- [Required task] Among the records below, find each line that includes the string "page" and copy it.

- [Input material]
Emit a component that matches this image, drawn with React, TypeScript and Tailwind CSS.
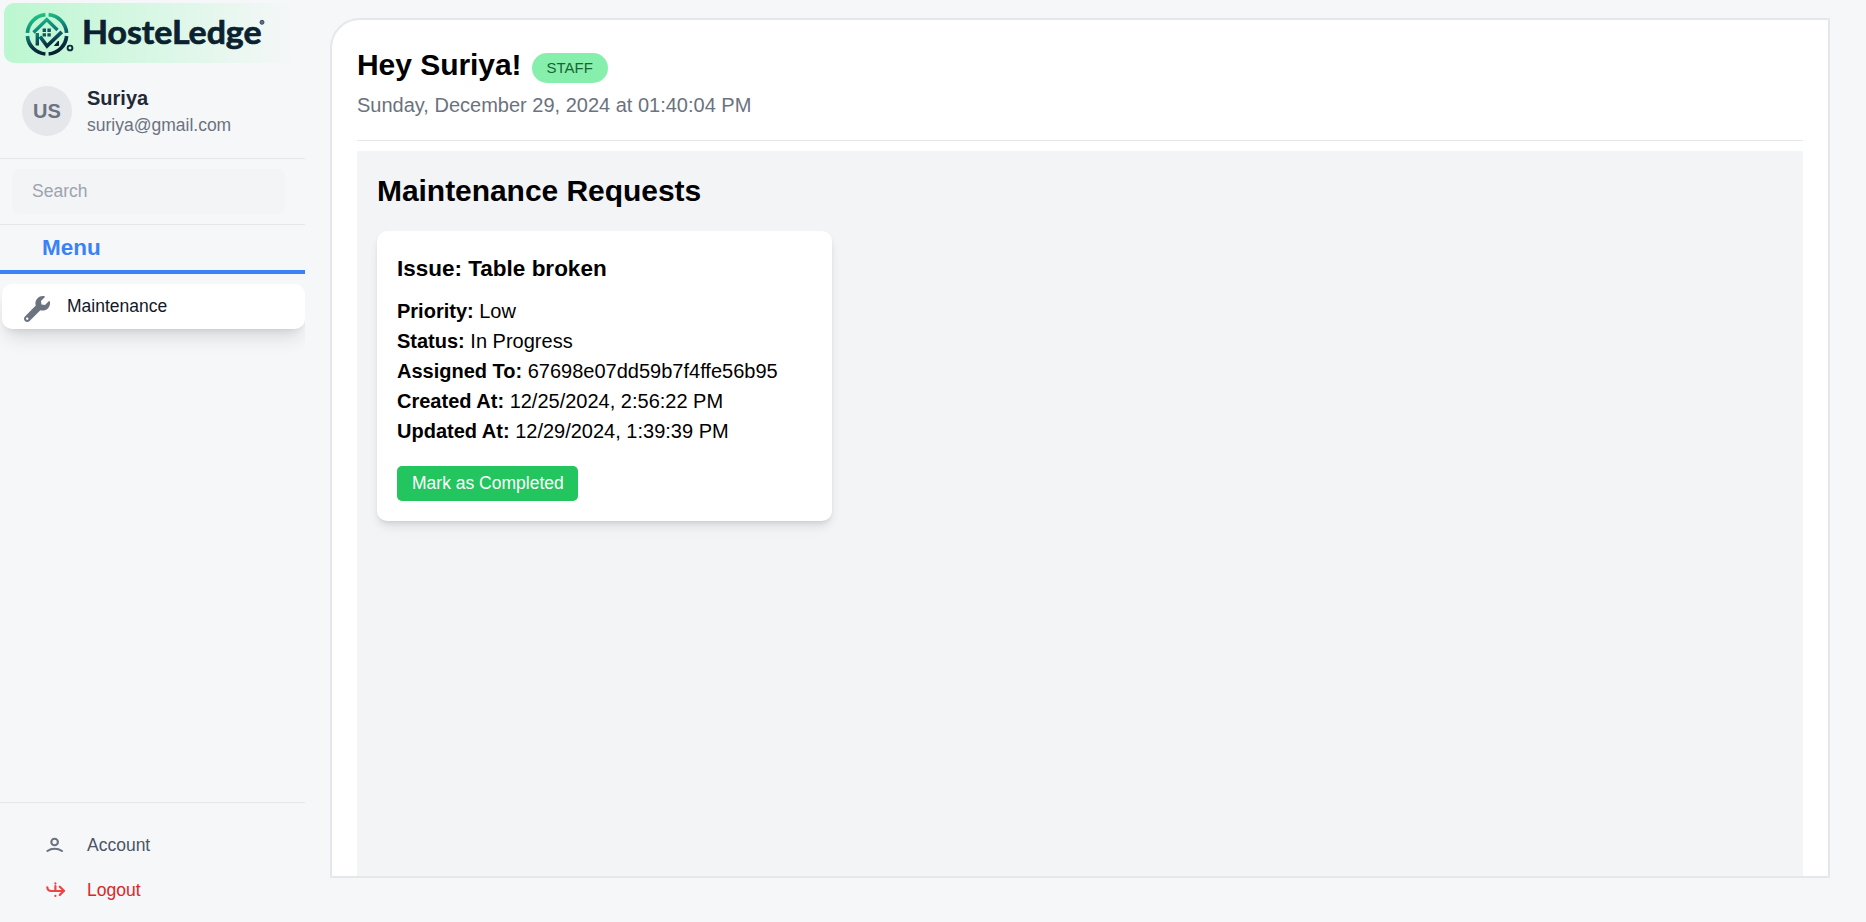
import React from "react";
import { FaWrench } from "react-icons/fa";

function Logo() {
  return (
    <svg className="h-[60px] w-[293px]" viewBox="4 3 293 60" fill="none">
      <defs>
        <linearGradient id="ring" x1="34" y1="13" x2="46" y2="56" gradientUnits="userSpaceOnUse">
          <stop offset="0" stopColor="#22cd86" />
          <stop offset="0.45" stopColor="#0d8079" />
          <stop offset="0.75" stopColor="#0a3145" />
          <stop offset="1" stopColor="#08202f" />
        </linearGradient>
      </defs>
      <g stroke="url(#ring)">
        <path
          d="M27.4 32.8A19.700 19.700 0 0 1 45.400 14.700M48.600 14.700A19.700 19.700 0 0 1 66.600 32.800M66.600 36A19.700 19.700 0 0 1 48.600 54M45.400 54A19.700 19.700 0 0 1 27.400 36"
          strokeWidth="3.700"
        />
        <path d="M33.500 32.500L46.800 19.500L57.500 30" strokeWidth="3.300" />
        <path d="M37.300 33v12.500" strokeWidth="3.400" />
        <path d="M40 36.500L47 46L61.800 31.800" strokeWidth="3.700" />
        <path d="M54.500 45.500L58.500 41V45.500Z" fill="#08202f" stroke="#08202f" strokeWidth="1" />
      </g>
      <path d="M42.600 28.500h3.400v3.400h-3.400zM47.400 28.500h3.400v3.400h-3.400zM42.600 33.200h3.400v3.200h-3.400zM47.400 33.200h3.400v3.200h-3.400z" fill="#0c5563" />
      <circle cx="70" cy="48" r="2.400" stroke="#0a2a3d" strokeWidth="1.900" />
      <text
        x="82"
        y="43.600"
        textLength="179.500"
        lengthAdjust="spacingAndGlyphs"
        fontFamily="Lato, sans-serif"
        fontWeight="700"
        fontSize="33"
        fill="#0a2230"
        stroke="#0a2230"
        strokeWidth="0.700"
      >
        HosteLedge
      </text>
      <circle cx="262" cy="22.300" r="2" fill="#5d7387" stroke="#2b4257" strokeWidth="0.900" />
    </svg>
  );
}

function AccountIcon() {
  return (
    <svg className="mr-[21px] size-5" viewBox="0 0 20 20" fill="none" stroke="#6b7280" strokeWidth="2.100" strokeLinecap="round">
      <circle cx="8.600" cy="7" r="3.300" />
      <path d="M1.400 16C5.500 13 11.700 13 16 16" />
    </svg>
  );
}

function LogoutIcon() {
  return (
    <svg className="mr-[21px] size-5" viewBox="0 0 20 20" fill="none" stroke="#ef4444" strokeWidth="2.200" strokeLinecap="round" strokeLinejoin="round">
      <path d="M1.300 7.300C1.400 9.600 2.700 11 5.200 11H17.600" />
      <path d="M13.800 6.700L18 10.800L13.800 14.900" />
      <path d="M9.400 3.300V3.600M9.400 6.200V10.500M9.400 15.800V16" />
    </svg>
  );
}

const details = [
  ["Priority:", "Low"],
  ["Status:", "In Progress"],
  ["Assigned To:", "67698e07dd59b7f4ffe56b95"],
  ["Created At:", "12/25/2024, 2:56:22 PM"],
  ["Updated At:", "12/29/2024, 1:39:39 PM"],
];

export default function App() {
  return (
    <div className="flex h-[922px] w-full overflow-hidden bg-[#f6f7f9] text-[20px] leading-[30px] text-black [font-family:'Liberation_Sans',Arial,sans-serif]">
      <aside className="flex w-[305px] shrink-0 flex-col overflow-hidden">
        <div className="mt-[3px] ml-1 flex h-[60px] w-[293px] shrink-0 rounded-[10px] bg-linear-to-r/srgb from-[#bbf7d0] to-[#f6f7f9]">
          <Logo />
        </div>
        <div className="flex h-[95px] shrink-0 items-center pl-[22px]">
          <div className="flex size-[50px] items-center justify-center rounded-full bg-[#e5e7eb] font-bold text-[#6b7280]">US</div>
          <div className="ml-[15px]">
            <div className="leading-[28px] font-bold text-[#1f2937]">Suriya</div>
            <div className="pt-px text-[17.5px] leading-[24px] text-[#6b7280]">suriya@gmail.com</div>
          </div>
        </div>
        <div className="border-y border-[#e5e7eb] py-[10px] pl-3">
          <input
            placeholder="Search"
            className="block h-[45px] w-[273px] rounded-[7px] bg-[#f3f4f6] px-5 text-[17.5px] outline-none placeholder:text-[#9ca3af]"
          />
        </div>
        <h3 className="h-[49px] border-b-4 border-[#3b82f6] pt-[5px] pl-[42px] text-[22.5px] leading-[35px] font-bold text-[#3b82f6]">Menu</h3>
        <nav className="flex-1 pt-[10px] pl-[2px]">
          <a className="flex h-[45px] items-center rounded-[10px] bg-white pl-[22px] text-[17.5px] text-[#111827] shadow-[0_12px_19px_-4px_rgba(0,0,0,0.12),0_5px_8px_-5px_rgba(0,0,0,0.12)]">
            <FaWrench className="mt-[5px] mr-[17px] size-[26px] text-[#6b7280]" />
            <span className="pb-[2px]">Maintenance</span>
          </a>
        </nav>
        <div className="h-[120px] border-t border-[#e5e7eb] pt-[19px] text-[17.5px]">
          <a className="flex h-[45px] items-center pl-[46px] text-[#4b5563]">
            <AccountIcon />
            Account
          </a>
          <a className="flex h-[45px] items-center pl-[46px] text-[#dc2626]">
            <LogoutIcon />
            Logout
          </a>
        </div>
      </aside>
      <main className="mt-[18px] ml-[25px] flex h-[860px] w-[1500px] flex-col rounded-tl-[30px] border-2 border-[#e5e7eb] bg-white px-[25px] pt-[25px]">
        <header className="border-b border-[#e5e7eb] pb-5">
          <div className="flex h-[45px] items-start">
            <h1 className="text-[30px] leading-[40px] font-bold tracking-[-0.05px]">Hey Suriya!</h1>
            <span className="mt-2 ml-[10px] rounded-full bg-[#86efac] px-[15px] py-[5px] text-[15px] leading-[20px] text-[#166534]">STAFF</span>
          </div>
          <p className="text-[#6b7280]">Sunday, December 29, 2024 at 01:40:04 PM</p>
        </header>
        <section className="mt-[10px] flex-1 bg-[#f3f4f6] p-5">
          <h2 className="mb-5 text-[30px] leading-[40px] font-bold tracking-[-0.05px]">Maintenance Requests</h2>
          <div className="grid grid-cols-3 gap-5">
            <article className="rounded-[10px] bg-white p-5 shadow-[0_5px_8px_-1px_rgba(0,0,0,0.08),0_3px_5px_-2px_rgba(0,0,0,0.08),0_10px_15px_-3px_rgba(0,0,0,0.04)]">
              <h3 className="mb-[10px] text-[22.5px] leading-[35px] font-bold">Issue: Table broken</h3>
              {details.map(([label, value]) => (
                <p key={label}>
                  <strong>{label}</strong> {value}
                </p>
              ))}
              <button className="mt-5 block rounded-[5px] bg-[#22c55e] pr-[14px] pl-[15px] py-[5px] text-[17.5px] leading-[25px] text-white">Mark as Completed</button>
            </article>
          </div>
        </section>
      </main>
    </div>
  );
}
* * *
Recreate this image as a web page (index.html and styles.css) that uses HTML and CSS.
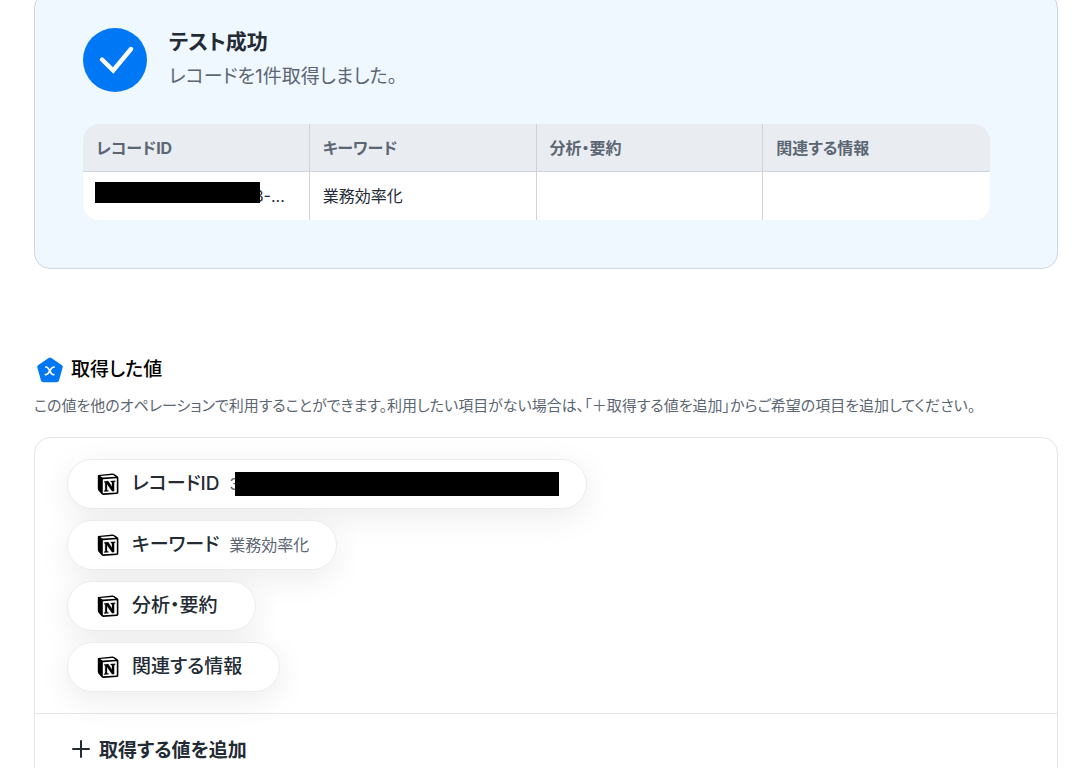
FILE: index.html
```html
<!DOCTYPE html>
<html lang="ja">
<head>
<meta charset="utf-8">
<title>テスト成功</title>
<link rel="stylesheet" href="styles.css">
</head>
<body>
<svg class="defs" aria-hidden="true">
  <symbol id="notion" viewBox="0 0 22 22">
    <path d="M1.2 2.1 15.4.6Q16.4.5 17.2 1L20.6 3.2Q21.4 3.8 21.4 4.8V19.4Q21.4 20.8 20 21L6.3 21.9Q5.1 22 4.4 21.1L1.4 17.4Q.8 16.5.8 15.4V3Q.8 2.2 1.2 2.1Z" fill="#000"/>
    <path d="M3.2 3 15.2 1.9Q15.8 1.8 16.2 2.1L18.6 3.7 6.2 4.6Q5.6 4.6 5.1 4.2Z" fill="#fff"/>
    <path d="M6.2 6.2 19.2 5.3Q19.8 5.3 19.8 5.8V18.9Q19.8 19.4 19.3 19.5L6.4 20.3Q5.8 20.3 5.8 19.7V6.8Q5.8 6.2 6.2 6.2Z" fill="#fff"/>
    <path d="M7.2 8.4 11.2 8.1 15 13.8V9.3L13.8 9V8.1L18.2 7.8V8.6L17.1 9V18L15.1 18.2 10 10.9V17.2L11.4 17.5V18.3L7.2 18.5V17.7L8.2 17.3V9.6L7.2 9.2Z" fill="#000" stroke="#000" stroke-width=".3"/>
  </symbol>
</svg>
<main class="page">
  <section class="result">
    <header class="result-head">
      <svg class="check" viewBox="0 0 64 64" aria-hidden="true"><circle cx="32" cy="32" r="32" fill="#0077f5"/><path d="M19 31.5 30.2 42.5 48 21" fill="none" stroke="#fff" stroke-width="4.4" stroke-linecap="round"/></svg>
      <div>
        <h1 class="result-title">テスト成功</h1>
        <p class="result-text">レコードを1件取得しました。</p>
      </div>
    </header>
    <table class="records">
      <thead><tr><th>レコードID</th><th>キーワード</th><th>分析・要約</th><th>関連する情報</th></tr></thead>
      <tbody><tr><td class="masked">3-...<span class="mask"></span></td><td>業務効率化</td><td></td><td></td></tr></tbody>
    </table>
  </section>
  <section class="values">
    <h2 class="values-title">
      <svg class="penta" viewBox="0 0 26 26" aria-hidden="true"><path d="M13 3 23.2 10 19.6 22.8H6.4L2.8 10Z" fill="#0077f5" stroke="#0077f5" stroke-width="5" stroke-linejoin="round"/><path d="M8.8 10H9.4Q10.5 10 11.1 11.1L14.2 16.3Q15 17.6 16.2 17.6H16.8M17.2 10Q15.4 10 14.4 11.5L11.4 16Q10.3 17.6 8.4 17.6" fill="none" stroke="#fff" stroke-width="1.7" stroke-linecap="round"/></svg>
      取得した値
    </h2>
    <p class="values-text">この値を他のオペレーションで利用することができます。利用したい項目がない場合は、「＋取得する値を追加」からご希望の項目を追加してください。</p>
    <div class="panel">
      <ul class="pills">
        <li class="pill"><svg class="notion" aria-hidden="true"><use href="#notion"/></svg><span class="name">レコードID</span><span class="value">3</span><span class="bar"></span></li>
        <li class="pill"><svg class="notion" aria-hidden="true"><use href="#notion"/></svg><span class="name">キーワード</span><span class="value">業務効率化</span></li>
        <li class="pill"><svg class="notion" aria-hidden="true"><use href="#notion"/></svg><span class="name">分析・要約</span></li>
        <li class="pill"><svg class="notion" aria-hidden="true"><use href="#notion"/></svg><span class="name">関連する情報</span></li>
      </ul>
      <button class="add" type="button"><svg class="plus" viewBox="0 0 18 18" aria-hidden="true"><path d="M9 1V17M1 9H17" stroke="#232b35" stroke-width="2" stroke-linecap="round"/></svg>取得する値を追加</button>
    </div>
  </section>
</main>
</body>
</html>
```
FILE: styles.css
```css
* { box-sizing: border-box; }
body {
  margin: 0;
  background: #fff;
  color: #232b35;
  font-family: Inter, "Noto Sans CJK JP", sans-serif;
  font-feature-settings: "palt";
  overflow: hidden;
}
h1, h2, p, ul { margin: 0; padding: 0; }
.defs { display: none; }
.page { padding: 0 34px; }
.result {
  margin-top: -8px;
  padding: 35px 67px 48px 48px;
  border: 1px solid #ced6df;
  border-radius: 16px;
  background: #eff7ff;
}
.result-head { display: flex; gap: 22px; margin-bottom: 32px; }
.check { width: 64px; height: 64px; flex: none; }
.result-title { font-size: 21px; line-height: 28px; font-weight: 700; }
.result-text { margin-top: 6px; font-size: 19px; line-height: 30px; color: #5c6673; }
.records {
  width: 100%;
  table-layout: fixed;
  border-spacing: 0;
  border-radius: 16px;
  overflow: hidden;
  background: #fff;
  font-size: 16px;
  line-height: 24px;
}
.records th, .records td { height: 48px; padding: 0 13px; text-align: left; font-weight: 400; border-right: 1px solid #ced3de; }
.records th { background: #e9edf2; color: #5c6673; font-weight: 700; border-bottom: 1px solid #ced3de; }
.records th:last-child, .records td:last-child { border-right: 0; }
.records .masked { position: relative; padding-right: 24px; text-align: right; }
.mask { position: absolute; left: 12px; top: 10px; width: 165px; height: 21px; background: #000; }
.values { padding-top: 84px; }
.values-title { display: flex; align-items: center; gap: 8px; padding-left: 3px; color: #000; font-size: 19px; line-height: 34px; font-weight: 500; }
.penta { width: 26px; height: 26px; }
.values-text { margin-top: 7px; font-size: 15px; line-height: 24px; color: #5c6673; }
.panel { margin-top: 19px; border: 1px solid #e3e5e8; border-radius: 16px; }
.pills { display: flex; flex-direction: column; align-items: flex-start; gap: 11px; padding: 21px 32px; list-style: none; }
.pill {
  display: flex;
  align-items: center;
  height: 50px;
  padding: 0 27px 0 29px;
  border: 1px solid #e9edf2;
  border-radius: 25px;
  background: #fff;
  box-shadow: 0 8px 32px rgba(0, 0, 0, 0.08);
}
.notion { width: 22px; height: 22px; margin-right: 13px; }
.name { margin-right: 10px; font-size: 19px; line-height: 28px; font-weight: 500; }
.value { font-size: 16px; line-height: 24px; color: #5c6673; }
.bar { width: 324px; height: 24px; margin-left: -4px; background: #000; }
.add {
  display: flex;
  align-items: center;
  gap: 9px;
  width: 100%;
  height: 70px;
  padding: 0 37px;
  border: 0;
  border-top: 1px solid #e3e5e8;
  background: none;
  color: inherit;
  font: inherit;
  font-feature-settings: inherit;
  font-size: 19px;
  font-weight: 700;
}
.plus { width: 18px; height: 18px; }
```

- [Result for this exercise]
Recreate this image as a web page (index.html and styles.css) that uses HTML and CSS.
<main class="page">
.page { padding: 0 34px; }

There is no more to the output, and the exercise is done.